LOUISVILLE, Ky. (BP)–To believe that tragedy and suffering fall outside the will of God is to misunderstand the absolute sovereignty of God as set forth in Scripture, a Florida pastor recently told an audience at Southern Baptist Theological Seminary.

Tom Ascol, pastor of First Baptist Church of Cape Coral, Fla., and executive director of Founders Ministries, addressed the issue of “A Pastoral Theology of Suffering” at Southern in November. Ascol said a clear understanding of biblical doctrine gives Christians hope and assurance in the midst of tragedies such as the terrorism of Sept. 11.

In the wake of that particular incident, there have been numerous attempts to “exonerate” God from having any connection with the events, but these only undermine His sovereignty and omnipotence, Ascol said. He argued that some Christian leaders have diminished God’s sovereignty by saying the attacks did not fall within His will.

To think of this and all other tragedies as being outside the plan of God is to misunderstand the sovereignty of God, Ascol said. While Ascol said that those persons who perpetrated the evil of Sept. 11 are responsible for their actions, those evil acts — along with all incidences of tragedy — fall within the pale of God’s eternal plan.

Ascol pointed out that a full-orbed biblical view of God’s will reveals that there are two aspects to it: one is tied to God’s decrees which is infallible and always comes to pass, and another which is revealed within his commands in Scripture, and is often broken.

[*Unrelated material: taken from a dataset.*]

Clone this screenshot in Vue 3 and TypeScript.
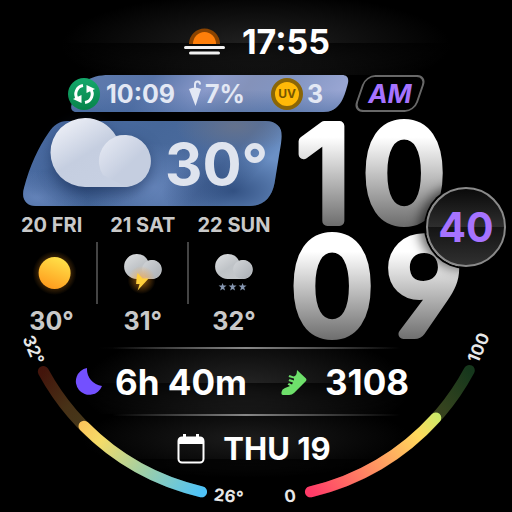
<script setup lang="ts">
interface Forecast {
  day: string
  temp: string
  kind: 'sun' | 'storm' | 'snow'
}

interface Gauge {
  id: string
  track: string
  value: string
}

const sunset = '17:55'
const hours = '10'
const minutes = ['0', '9']
const seconds = '40'

const forecast: Forecast[] = [
  { day: '20 FRI', temp: '30°', kind: 'sun' },
  { day: '21 SAT', temp: '31°', kind: 'storm' },
  { day: '22 SUN', temp: '32°', kind: 'snow' },
]

const CENTER = 256
const RADIUS = 242

function arc(from: number, to: number): string {
  const point = (deg: number): string => {
    const rad = (deg * Math.PI) / 180
    return `${(CENTER + RADIUS * Math.cos(rad)).toFixed(1)} ${(CENTER + RADIUS * Math.sin(rad)).toFixed(1)}`
  }
  return `M${point(from)} A${RADIUS} ${RADIUS} 0 0 ${to > from ? 1 : 0} ${point(to)}`
}

const gauges: Gauge[] = [
  { id: 'temp', track: arc(103, 151.5), value: arc(103, 135.3) },
  { id: 'battery', track: arc(77, 28.2), value: arc(77, 42) },
]
</script>

<template>
  <main class="face">
    <svg class="gauges" viewBox="0 0 512 512" aria-hidden="true">
      <defs>
        <linearGradient id="temp" gradientUnits="userSpaceOnUse" x1="201" y1="492" x2="43" y2="372">
          <stop offset="0" stop-color="#4fc3f7" />
          <stop offset=".3" stop-color="#a0cfa5" />
          <stop offset=".56" stop-color="#f5dc68" />
          <stop offset=".8" stop-color="#ffb051" />
          <stop offset="1" stop-color="#f04a28" />
        </linearGradient>
        <linearGradient id="battery" gradientUnits="userSpaceOnUse" x1="311" y1="492" x2="470" y2="371">
          <stop offset="0" stop-color="#ff3b68" />
          <stop offset=".3" stop-color="#ff8b62" />
          <stop offset=".6" stop-color="#ffd95c" />
          <stop offset=".78" stop-color="#bdf06c" />
          <stop offset="1" stop-color="#4cc564" />
        </linearGradient>
      </defs>
      <g v-for="g in gauges" :key="g.id" fill="none" stroke-width="11" stroke-linecap="round" :stroke="`url(#${g.id})`">
        <path :d="g.track" opacity=".28" />
        <path :d="g.value" />
      </g>
      <g class="gauge-label">
        <text transform="translate(28 352) rotate(67)">32°</text>
        <text transform="translate(228 502) rotate(6)">26°</text>
        <text transform="translate(291 502) rotate(-8)">0</text>
        <text transform="translate(484 350) rotate(-67)">100</text>
      </g>
    </svg>

    <header class="sunset">
      <svg width="44" height="30" viewBox="0 0 44 30" aria-hidden="true">
        <path d="M7 17a15.500 15.500 0 0 1 31 0z" fill="#8a4300" />
        <path d="M11 17a11.500 12 0 0 1 23 0z" fill="#ff7f0a" />
        <path d="M3.500 20.500h38M8.500 26h28" stroke="#f2f2f2" stroke-width="3" stroke-linecap="round" />
      </svg>
      <time>{{ sunset }}</time>
    </header>

    <section class="top">
      <div class="info">
        <svg class="shape" viewBox="0 0 278 37" preserveAspectRatio="none" aria-hidden="true">
          <defs>
            <linearGradient id="info-bg" x1="0" x2="1" y1="0" y2=".1">
              <stop offset="0" stop-color="#5f7caf" />
              <stop offset=".3" stop-color="#5874a8" />
              <stop offset=".52" stop-color="#8b9bcb" />
              <stop offset=".66" stop-color="#8492ba" />
              <stop offset=".8" stop-color="#8295c2" />
              <stop offset="1" stop-color="#98a5d2" />
            </linearGradient>
            <linearGradient id="info-shade" x1="0" x2="0" y1="0" y2="1">
              <stop offset=".4" stop-color="#3c6299" stop-opacity="0" />
              <stop offset="1" stop-color="#3c6299" stop-opacity=".5" />
            </linearGradient>
          </defs>
          <path d="M38 0H271C276 0 278 3 277 8C273 24 268 37 252 37H6C1 37 -1 34 1 28C8 8 18 0 38 0z" fill="url(#info-bg)" />
          <path d="M38 0H271C276 0 278 3 277 8C273 24 268 37 252 37H6C1 37 -1 34 1 28C8 8 18 0 38 0z" fill="url(#info-shade)" />
        </svg>
        <svg class="sync" width="34" height="34" viewBox="0 0 34 34" aria-hidden="true">
          <defs>
            <linearGradient id="sync-bg" x1="0" x2="0" y1="0" y2="1">
              <stop offset="0" stop-color="#14a86b" />
              <stop offset="1" stop-color="#07844b" />
            </linearGradient>
          </defs>
          <circle cx="17" cy="17" r="16" fill="url(#sync-bg)" />
          <g fill="none" stroke="#fff" stroke-width="3">
            <path d="M16 8.500A8.500 8.500 0 0 0 10.500 22" />
            <path d="M18 25.500A8.500 8.500 0 0 0 23.500 12" />
          </g>
          <path d="M6 22L14.500 18L14.500 26zM28 12L19.500 16L19.500 8z" fill="#fff" />
        </svg>
        <span class="updated">10:09</span>
        <svg class="umbrella" width="14" height="28" viewBox="0 0 14 28" aria-hidden="true">
          <path d="M1 9Q7 6 13 9L7.500 26z" fill="#e3e8f4" />
          <path d="M7 9V4.500Q7 1.500 9.500 1.500T12 4.500" fill="none" stroke="#e3e8f4" stroke-width="2" />
        </svg>
        <span class="rain">7%</span>
        <span class="uv">UV</span>
        <span>3</span>
      </div>
      <div class="meridiem">AM</div>
    </section>

    <section class="middle">
      <div class="weather">
        <div class="current">
          <svg class="shape" viewBox="0 0 258 85" preserveAspectRatio="none" aria-hidden="true">
            <defs>
              <linearGradient id="card-bg" x1="0" x2="1" y1="0" y2=".3">
                <stop offset="0" stop-color="#4a6ba3" />
                <stop offset=".5" stop-color="#466799" />
                <stop offset=".85" stop-color="#4c6c9f" />
                <stop offset="1" stop-color="#6b90c5" />
              </linearGradient>
              <radialGradient id="card-light">
                <stop offset="0" stop-color="#6b8ac0" stop-opacity=".8" />
                <stop offset="1" stop-color="#6b8ac0" stop-opacity="0" />
              </radialGradient>
              <radialGradient id="card-dark">
                <stop offset="0" stop-color="#1c3868" stop-opacity=".7" />
                <stop offset="1" stop-color="#1c3868" stop-opacity="0" />
              </radialGradient>
              <radialGradient id="card-grey">
                <stop offset="0" stop-color="#6b7489" stop-opacity=".8" />
                <stop offset="1" stop-color="#6b7489" stop-opacity="0" />
              </radialGradient>
              <clipPath id="card-clip">
                <path d="M44 0H242C254 0 260 8 258 19L251 62C248 77 240 85 226 85H13C3 85 -2 78 1 67C7 44 15 27 26 11C31 4 36 0 44 0z" />
              </clipPath>
            </defs>
            <g clip-path="url(#card-clip)">
              <rect width="258" height="85" fill="url(#card-bg)" />
              <ellipse cx="212" cy="5" rx="60" ry="28" fill="url(#card-grey)" />
              <ellipse cx="130" cy="66" rx="70" ry="44" fill="url(#card-light)" />
              <ellipse cx="15" cy="76" rx="50" ry="26" fill="url(#card-light)" />
              <ellipse cx="62" cy="64" rx="60" ry="24" fill="url(#card-dark)" opacity=".6" />
              <ellipse cx="210" cy="70" rx="72" ry="38" fill="url(#card-dark)" />
            </g>
          </svg>
          <svg class="cloud" width="104" height="72" viewBox="0 0 104 72" aria-hidden="true">
            <defs>
              <linearGradient id="cloud-a" x1="0" y1="0" x2=".7" y2=".8">
                <stop offset="0" stop-color="#f6f7fc" />
                <stop offset=".6" stop-color="#c5cee0" />
                <stop offset="1" stop-color="#c7d0e2" />
              </linearGradient>
              <linearGradient id="cloud-b" x1="0" y1="0" x2=".55" y2=".6">
                <stop offset="0" stop-color="#e9ecf5" />
                <stop offset="1" stop-color="#c5cee0" />
              </linearGradient>
            </defs>
            <path d="M36 1A35 35 0 0 1 67 19A26 26 0 1 1 77 70H36A34.500 34.500 0 0 1 36 1z" fill="url(#cloud-a)" />
            <path d="M54 58A26 26 0 1 1 77 70z" fill="url(#cloud-b)" />
          </svg>
          <strong>30°</strong>
        </div>

        <ul class="forecast">
          <li v-for="f in forecast" :key="f.day">
            <span class="day">{{ f.day }}</span>
            <svg width="48" height="62" viewBox="0 0 48 62" aria-hidden="true">
              <defs>
                <linearGradient id="sun-fill" x1=".7" y1="0" x2=".3" y2="1">
                  <stop offset="0" stop-color="#ffe34a" />
                  <stop offset="1" stop-color="#ff9a1c" />
                </linearGradient>
                <radialGradient id="sun-glow">
                  <stop offset=".6" stop-color="#ff9a1c" stop-opacity=".3" />
                  <stop offset="1" stop-color="#ff9a1c" stop-opacity="0" />
                </radialGradient>
                <radialGradient id="bolt-glow">
                  <stop offset="0" stop-color="#ff9a1c" stop-opacity=".6" />
                  <stop offset="1" stop-color="#ff9a1c" stop-opacity="0" />
                </radialGradient>
                <linearGradient id="small-cloud" x1="0" y1="0" x2="1" y2="1">
                  <stop offset="0" stop-color="#dfe1e3" />
                  <stop offset=".45" stop-color="#bfc3c7" />
                  <stop offset="1" stop-color="#c9cccf" />
                </linearGradient>
                <linearGradient id="small-puff" x1="0" y1="0" x2="1" y2="1">
                  <stop offset="0" stop-color="#d3d6d9" />
                  <stop offset="1" stop-color="#a9aeb4" />
                </linearGradient>
              </defs>
              <g v-if="f.kind === 'sun'">
                <circle cx="28" cy="31" r="22" fill="url(#sun-glow)" />
                <circle cx="28" cy="31" r="16" fill="url(#sun-fill)" />
              </g>
              <g v-else>
                <path d="M19 12A12.500 12.500 0 0 1 30.500 19A9.500 9.500 0 1 1 34 37H19A12.500 12.500 0 0 1 19 12z" fill="url(#small-cloud)" />
                <circle cx="34" cy="27.500" r="9.500" fill="url(#small-puff)" />
                <g v-if="f.kind === 'storm'">
                  <circle cx="24" cy="38" r="14" fill="url(#bolt-glow)" />
                  <path d="M19 36L20 31L25 36.500H31L20 48.500L22 42H18.500z" fill="#ffcf3c" />
                </g>
                <g v-else fill="#8596b0">
                  <path v-for="x in [14, 24, 34]" :key="x" :d="`M${x} 41l1 2.500h3l-2.500 2l1 3l-2.500 -1.500l-2.500 1.500l1 -3l-2.500 -2h3z`" />
                </g>
              </g>
            </svg>
            <span class="temp">{{ f.temp }}</span>
          </li>
        </ul>
      </div>

      <div class="clock">
        <svg viewBox="0 0 230 226">
          <defs>
            <linearGradient id="hour-fill" gradientUnits="userSpaceOnUse" x1="0" y1="0" x2="0" y2="108">
              <stop offset=".15" stop-color="#fff" />
              <stop offset="1" stop-color="#686868" />
            </linearGradient>
            <linearGradient id="minute-fill" gradientUnits="userSpaceOnUse" x1="0" y1="114" x2="0" y2="222">
              <stop offset=".15" stop-color="#fff" />
              <stop offset="1" stop-color="#686868" />
            </linearGradient>
          </defs>
          <text x="42 122" y="100" fill="url(#hour-fill)" stroke="url(#hour-fill)">{{ hours }}</text>
          <text y="213" fill="url(#minute-fill)" stroke="url(#minute-fill)"><tspan x="50">{{ minutes[0] }}</tspan><tspan x="142" class="nine">{{ minutes[1] }}</tspan></text>
        </svg>
        <span class="seconds">{{ seconds }}</span>
      </div>
    </section>

    <section class="stats">
      <svg width="28" height="28" viewBox="0 0 28 28" aria-hidden="true">
        <path d="M12 0A17 17 0 0 0 27 18A13.500 13.500 0 1 1 12 0z" fill="#7350ff" />
      </svg>
      <span class="sleep">6h 40m</span>
      <svg width="26" height="26" viewBox="0 0 26 26" aria-hidden="true">
        <path d="M16 1L25 9.500Q26 10.500 25 12L13 24Q11 26 8 26H2Q0 26 .5 23Q1 20 4 19L9 17L6.500 15.500L8 14L11 15.500L12 13.500L7.500 12L8.500 10L13 11.500V9.500L7.500 8L8.500 6L12.500 7.500Q16 7 16 1z" fill="#6ee06b" />
      </svg>
      <span class="steps">3108</span>
    </section>

    <section class="date">
      <svg width="28" height="31" viewBox="0 0 28 31" aria-hidden="true">
        <rect x="1.500" y="4.500" width="25" height="25" rx="3.500" fill="none" stroke="#fff" stroke-width="2" />
        <path d="M1 11V8Q1 4 5 4H6V1H9V4H19V1H22V4H23Q27 4 27 8V11z" fill="#fff" />
      </svg>
      <time>THU 19</time>
    </section>
  </main>
</template>

<style>
body {
  background: #000;
}
</style>

<style scoped>
.face {
  position: relative;
  min-height: 100vh;
  box-sizing: border-box;
  overflow: hidden;
  background: #000;
  color: #fff;
  font-family: Inter, Lato, sans-serif;
  font-weight: 700;
}

.gauges {
  position: absolute;
  inset: 0;
  width: 100%;
}

.gauge-label {
  font-size: 17px;
  fill: #e8e8e8;
  text-anchor: middle;
}

.sunset {
  display: flex;
  align-items: center;
  justify-content: center;
  gap: 16px;
  height: 75px;
  padding-top: 9px;
  box-sizing: border-box;
  font-size: 34px;
  line-height: 40px;
  background:
    linear-gradient(transparent 57%, rgb(0 0 0 / 70%) 57%, transparent),
    radial-gradient(ellipse 38% 70% at 50% 60%, #222, transparent);
}

.top {
  display: flex;
  gap: 10px;
  padding-left: 71px;
}

.info {
  position: relative;
  display: flex;
  align-items: center;
  width: 278px;
  height: 37px;
  color: #e3e8f4;
  font-size: 25px;
  line-height: 30px;
}

.info > * {
  position: relative;
}

.info > .shape,
.current > .shape {
  position: absolute;
  inset: 0;
  width: 100%;
  height: 100%;
}

.sync {
  margin: 0 5px 0 -4px;
}

.updated {
  flex: 0 0 82px;
}

.umbrella {
  margin-right: 3px;
}

.rain {
  flex: 0 0 66px;
}

.uv {
  display: flex;
  align-items: center;
  justify-content: center;
  width: 24px;
  height: 24px;
  margin-right: 4px;
  border: 4px solid #8a6607;
  border-radius: 50%;
  background: #ffba08;
  color: #765600;
  font-size: 12px;
}

.meridiem {
  position: relative;
  display: flex;
  align-items: center;
  justify-content: center;
  width: 62px;
  color: #a673ff;
  font-size: 26px;
  font-style: italic;
  line-height: 30px;
}

.meridiem::before {
  content: "";
  position: absolute;
  inset: 0;
  border: 2px solid #686868;
  border-radius: 10px;
  transform: skewX(-19deg);
}

.middle {
  display: grid;
  grid-template-columns: 55fr 45fr;
  padding-top: 9px;
}

.current {
  position: relative;
  display: flex;
  align-items: center;
  height: 85px;
  margin-left: 23px;
  color: #dfe4ee;
}

.current .cloud {
  position: relative;
  margin: -22px 12px 0 26px;
  filter: drop-shadow(0 5px 7px rgb(20 40 80 / 50%));
}

.current strong {
  position: relative;
  font-size: 58px;
  font-weight: 700;
  line-height: 64px;
}

.forecast {
  display: grid;
  grid-template-columns: repeat(3, 1fr);
  margin: 0;
  padding: 7px 2px 0 6px;
  list-style: none;
  color: #c9c9c9;
}

.forecast li {
  display: flex;
  flex-direction: column;
  align-items: center;
}

.forecast svg {
  width: 100%;
  margin: 5px 0 3px;
  border-right: 2px solid #444;
}

.forecast li:last-child svg {
  border-color: transparent;
}

.day {
  font-size: 20px;
  line-height: 24px;
}

.temp {
  font-size: 25px;
  line-height: 28px;
}

.clock {
  position: relative;
}

.clock svg {
  display: block;
  width: 100%;
  overflow: visible;
}

.clock text {
  font-size: 131px;
  font-weight: 400;
  text-anchor: middle;
  stroke-width: 10px;
  stroke-linejoin: round;
}

.nine {
  font-family: Lato, sans-serif;
}

.seconds {
  position: absolute;
  top: 66px;
  right: 6px;
  display: flex;
  align-items: center;
  justify-content: center;
  width: 76px;
  height: 76px;
  border: 2px solid #8a8a8a;
  border-radius: 50%;
  background: linear-gradient(#0a0a0a, #2e2e2e 50%, #141414 50%, #303030);
  box-shadow: 0 0 0 2px #000, -5px 0 12px 2px rgb(0 0 0 / 60%);
  color: #a673ff;
  font-size: 41px;
}

.stats,
.date {
  display: flex;
  align-items: center;
  justify-content: center;
  height: 67px;
  border-top: 2px solid;
  border-image: linear-gradient(90deg, transparent 22%, #888 48%, transparent 78%) 1;
  box-sizing: border-box;
}

.stats {
  gap: 12px;
  padding-right: 28px;
  background:
    linear-gradient(transparent 52%, rgb(0 0 0 / 70%) 52%, transparent),
    radial-gradient(ellipse 32% 90% at 48% 60%, #262626, transparent);
  font-size: 35px;
}

.sleep {
  margin-right: 22px;
}

.steps {
  margin-left: 6px;
}

.date {
  gap: 18px;
  padding-right: 4px;
  background:
    linear-gradient(transparent 66%, rgb(0 0 0 / 70%) 66%, transparent),
    radial-gradient(ellipse 32% 60% at 48% 35%, #1c1c1c, transparent);
  font-size: 31px;
}
</style>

In the ultimate sense, however, God’s will is always done, Ascol said.

Ascol said it is important to think of all events in light of all the doctrines revealed in Scripture and to understand God’s will in the two ways that the Bible sets it forth. The death of Christ on the cross — which was simultaneously God’s eternal plan and an unspeakably depraved act at the hands of wicked men as it is spoken of in Acts — is the paradigm for understanding the two aspects of God’s will, he said.

Post-Sept. 11 statements by some Christian leaders have revealed a fundamental misunderstanding of Scripture’s teaching of God’s sovereignty and man’s responsibility, he said.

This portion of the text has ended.